--- DATASET EXCERPT ---

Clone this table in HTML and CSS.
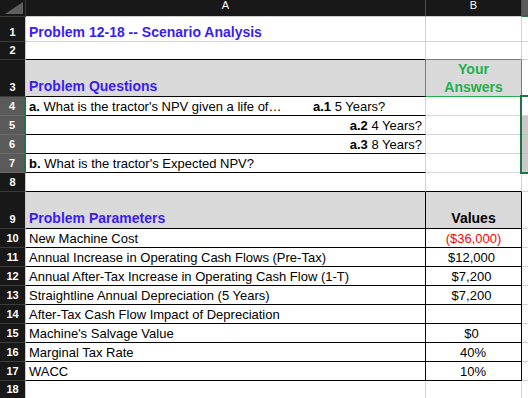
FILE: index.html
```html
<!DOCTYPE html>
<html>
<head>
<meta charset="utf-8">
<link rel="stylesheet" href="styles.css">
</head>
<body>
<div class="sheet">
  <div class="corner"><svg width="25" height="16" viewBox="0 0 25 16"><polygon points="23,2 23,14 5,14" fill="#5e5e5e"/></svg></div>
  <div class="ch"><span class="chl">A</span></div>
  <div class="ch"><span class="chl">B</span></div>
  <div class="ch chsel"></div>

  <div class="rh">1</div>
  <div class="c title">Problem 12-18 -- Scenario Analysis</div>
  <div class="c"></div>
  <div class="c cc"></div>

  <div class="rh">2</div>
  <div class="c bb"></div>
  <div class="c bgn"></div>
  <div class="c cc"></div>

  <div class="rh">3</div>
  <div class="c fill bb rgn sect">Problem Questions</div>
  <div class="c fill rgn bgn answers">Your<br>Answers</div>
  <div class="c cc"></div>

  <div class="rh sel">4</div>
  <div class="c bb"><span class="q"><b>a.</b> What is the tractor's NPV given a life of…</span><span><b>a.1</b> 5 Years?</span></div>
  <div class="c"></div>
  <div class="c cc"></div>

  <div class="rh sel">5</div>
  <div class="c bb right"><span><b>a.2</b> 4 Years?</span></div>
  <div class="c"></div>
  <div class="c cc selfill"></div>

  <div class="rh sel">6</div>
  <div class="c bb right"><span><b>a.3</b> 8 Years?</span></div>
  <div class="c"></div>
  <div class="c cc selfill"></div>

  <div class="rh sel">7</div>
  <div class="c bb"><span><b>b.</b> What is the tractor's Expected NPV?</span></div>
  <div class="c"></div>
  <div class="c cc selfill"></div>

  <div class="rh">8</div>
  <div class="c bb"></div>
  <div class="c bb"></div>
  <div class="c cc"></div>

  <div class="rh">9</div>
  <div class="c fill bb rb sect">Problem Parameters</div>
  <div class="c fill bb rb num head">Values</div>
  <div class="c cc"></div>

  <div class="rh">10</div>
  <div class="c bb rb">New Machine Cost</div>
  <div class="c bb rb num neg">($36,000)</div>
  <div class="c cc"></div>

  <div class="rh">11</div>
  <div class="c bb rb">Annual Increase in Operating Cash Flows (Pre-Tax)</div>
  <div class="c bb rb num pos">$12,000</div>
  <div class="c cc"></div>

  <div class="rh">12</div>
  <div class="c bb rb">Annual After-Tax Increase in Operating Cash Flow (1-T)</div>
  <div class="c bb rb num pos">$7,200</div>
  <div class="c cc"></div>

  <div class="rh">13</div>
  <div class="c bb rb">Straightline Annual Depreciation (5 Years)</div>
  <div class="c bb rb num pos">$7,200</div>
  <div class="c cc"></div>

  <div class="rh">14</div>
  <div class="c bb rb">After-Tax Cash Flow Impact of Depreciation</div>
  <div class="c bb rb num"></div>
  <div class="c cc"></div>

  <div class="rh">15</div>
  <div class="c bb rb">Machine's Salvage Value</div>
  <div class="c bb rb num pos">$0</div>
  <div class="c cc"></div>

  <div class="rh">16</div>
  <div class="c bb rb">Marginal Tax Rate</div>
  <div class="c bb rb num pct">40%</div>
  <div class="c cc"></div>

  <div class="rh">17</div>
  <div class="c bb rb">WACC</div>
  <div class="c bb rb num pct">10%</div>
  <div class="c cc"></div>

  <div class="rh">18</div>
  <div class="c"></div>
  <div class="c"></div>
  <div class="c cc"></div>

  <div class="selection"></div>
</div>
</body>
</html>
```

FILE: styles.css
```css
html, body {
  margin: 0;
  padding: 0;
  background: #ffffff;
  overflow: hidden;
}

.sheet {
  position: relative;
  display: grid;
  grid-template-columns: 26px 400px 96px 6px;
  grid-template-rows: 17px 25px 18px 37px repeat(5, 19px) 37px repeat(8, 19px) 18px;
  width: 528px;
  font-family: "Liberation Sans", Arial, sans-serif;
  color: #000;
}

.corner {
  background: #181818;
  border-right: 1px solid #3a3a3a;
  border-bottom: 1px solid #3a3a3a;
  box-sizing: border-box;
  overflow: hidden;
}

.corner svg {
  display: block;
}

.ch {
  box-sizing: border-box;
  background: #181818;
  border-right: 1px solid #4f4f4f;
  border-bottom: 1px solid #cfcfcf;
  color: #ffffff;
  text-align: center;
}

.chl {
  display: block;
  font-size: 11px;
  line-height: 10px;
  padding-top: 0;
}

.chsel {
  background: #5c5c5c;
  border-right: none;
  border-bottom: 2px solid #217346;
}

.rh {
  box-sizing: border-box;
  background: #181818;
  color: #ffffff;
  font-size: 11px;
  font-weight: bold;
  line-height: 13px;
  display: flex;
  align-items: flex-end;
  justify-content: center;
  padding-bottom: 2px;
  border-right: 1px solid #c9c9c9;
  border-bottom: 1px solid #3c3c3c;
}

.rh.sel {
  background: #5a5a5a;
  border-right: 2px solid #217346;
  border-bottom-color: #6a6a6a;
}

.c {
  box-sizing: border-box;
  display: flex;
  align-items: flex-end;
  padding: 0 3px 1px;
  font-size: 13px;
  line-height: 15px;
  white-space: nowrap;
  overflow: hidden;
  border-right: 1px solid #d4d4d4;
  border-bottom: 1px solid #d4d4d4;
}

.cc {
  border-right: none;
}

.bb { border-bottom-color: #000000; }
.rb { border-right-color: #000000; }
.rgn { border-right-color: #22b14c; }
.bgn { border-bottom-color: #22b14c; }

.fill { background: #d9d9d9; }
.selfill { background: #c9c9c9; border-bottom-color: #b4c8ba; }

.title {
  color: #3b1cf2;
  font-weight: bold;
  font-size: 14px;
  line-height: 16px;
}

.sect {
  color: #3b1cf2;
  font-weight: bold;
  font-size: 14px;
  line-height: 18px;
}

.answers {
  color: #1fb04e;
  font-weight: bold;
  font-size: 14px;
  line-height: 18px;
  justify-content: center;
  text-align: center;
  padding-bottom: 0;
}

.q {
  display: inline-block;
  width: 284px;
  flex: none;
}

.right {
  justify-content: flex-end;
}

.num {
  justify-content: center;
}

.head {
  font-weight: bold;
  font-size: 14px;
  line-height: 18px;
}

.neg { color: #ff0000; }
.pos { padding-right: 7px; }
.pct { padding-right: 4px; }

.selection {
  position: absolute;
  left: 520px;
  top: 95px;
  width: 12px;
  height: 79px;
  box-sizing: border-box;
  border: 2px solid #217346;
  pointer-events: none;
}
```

---

**STATED EXERCISE**
Repeat the data exactly, without the pictures.

**REPLY TO THE EXERCISE**
Clone this table in HTML and CSS.
FILE: index.html
```html
<!DOCTYPE html>
<html>
<head>
<meta charset="utf-8">
<link rel="stylesheet" href="styles.css">
</head>
<body>
<div class="sheet">
  <div class="corner"><svg width="25" height="16" viewBox="0 0 25 16"><polygon points="23,2 23,14 5,14" fill="#5e5e5e"/></svg></div>
  <div class="ch"><span class="chl">A</span></div>
  <div class="ch"><span class="chl">B</span></div>
  <div class="ch chsel"></div>

  <div class="rh">1</div>
  <div class="c title">Problem 12-18 -- Scenario Analysis</div>
  <div class="c"></div>
  <div class="c cc"></div>

  <div class="rh">2</div>
  <div class="c bb"></div>
  <div class="c bgn"></div>
  <div class="c cc"></div>

  <div class="rh">3</div>
  <div class="c fill bb rgn sect">Problem Questions</div>
  <div class="c fill rgn bgn answers">Your<br>Answers</div>
  <div class="c cc"></div>

  <div class="rh sel">4</div>
  <div class="c bb"><span class="q"><b>a.</b> What is the tractor's NPV given a life of…</span><span><b>a.1</b> 5 Years?</span></div>
  <div class="c"></div>
  <div class="c cc"></div>

  <div class="rh sel">5</div>
  <div class="c bb right"><span><b>a.2</b> 4 Years?</span></div>
  <div class="c"></div>
  <div class="c cc selfill"></div>

  <div class="rh sel">6</div>
  <div class="c bb right"><span><b>a.3</b> 8 Years?</span></div>
  <div class="c"></div>
  <div class="c cc selfill"></div>

  <div class="rh sel">7</div>
  <div class="c bb"><span><b>b.</b> What is the tractor's Expected NPV?</span></div>
  <div class="c"></div>
  <div class="c cc selfill"></div>

  <div class="rh">8</div>
  <div class="c bb"></div>
  <div class="c bb"></div>
  <div class="c cc"></div>

  <div class="rh">9</div>
  <div class="c fill bb rb sect">Problem Parameters</div>
  <div class="c fill bb rb num head">Values</div>
  <div class="c cc"></div>

  <div class="rh">10</div>
  <div class="c bb rb">New Machine Cost</div>
  <div class="c bb rb num neg">($36,000)</div>
  <div class="c cc"></div>

  <div class="rh">11</div>
  <div class="c bb rb">Annual Increase in Operating Cash Flows (Pre-Tax)</div>
  <div class="c bb rb num pos">$12,000</div>
  <div class="c cc"></div>

  <div class="rh">12</div>
  <div class="c bb rb">Annual After-Tax Increase in Operating Cash Flow (1-T)</div>
  <div class="c bb rb num pos">$7,200</div>
  <div class="c cc"></div>

  <div class="rh">13</div>
  <div class="c bb rb">Straightline Annual Depreciation (5 Years)</div>
  <div class="c bb rb num pos">$7,200</div>
  <div class="c cc"></div>

  <div class="rh">14</div>
  <div class="c bb rb">After-Tax Cash Flow Impact of Depreciation</div>
  <div class="c bb rb num"></div>
  <div class="c cc"></div>

  <div class="rh">15</div>
  <div class="c bb rb">Machine's Salvage Value</div>
  <div class="c bb rb num pos">$0</div>
  <div class="c cc"></div>

  <div class="rh">16</div>
  <div class="c bb rb">Marginal Tax Rate</div>
  <div class="c bb rb num pct">40%</div>
  <div class="c cc"></div>

  <div class="rh">17</div>
  <div class="c bb rb">WACC</div>
  <div class="c bb rb num pct">10%</div>
  <div class="c cc"></div>

  <div class="rh">18</div>
  <div class="c"></div>
  <div class="c"></div>
  <div class="c cc"></div>

  <div class="selection"></div>
</div>
</body>
</html>
```

FILE: styles.css
```css
html, body {
  margin: 0;
  padding: 0;
  background: #ffffff;
  overflow: hidden;
}

.sheet {
  position: relative;
  display: grid;
  grid-template-columns: 26px 400px 96px 6px;
  grid-template-rows: 17px 25px 18px 37px repeat(5, 19px) 37px repeat(8, 19px) 18px;
  width: 528px;
  font-family: "Liberation Sans", Arial, sans-serif;
  color: #000;
}

.corner {
  background: #181818;
  border-right: 1px solid #3a3a3a;
  border-bottom: 1px solid #3a3a3a;
  box-sizing: border-box;
  overflow: hidden;
}

.corner svg {
  display: block;
}

.ch {
  box-sizing: border-box;
  background: #181818;
  border-right: 1px solid #4f4f4f;
  border-bottom: 1px solid #cfcfcf;
  color: #ffffff;
  text-align: center;
}

.chl {
  display: block;
  font-size: 11px;
  line-height: 10px;
  padding-top: 0;
}

.chsel {
  background: #5c5c5c;
  border-right: none;
  border-bottom: 2px solid #217346;
}

.rh {
  box-sizing: border-box;
  background: #181818;
  color: #ffffff;
  font-size: 11px;
  font-weight: bold;
  line-height: 13px;
  display: flex;
  align-items: flex-end;
  justify-content: center;
  padding-bottom: 2px;
  border-right: 1px solid #c9c9c9;
  border-bottom: 1px solid #3c3c3c;
}

.rh.sel {
  background: #5a5a5a;
  border-right: 2px solid #217346;
  border-bottom-color: #6a6a6a;
}

.c {
  box-sizing: border-box;
  display: flex;
  align-items: flex-end;
  padding: 0 3px 1px;
  font-size: 13px;
  line-height: 15px;
  white-space: nowrap;
  overflow: hidden;
  border-right: 1px solid #d4d4d4;
  border-bottom: 1px solid #d4d4d4;
}

.cc {
  border-right: none;
}

.bb { border-bottom-color: #000000; }
.rb { border-right-color: #000000; }
.rgn { border-right-color: #22b14c; }
.bgn { border-bottom-color: #22b14c; }

.fill { background: #d9d9d9; }
.selfill { background: #c9c9c9; border-bottom-color: #b4c8ba; }

.title {
  color: #3b1cf2;
  font-weight: bold;
  font-size: 14px;
  line-height: 16px;
}

.sect {
  color: #3b1cf2;
  font-weight: bold;
  font-size: 14px;
  line-height: 18px;
}

.answers {
  color: #1fb04e;
  font-weight: bold;
  font-size: 14px;
  line-height: 18px;
  justify-content: center;
  text-align: center;
  padding-bottom: 0;
}

.q {
  display: inline-block;
  width: 284px;
  flex: none;
}

.right {
  justify-content: flex-end;
}

.num {
  justify-content: center;
}

.head {
  font-weight: bold;
  font-size: 14px;
  line-height: 18px;
}

.neg { color: #ff0000; }
.pos { padding-right: 7px; }
.pct { padding-right: 4px; }

.selection {
  position: absolute;
  left: 520px;
  top: 95px;
  width: 12px;
  height: 79px;
  box-sizing: border-box;
  border: 2px solid #217346;
  pointer-events: none;
}
```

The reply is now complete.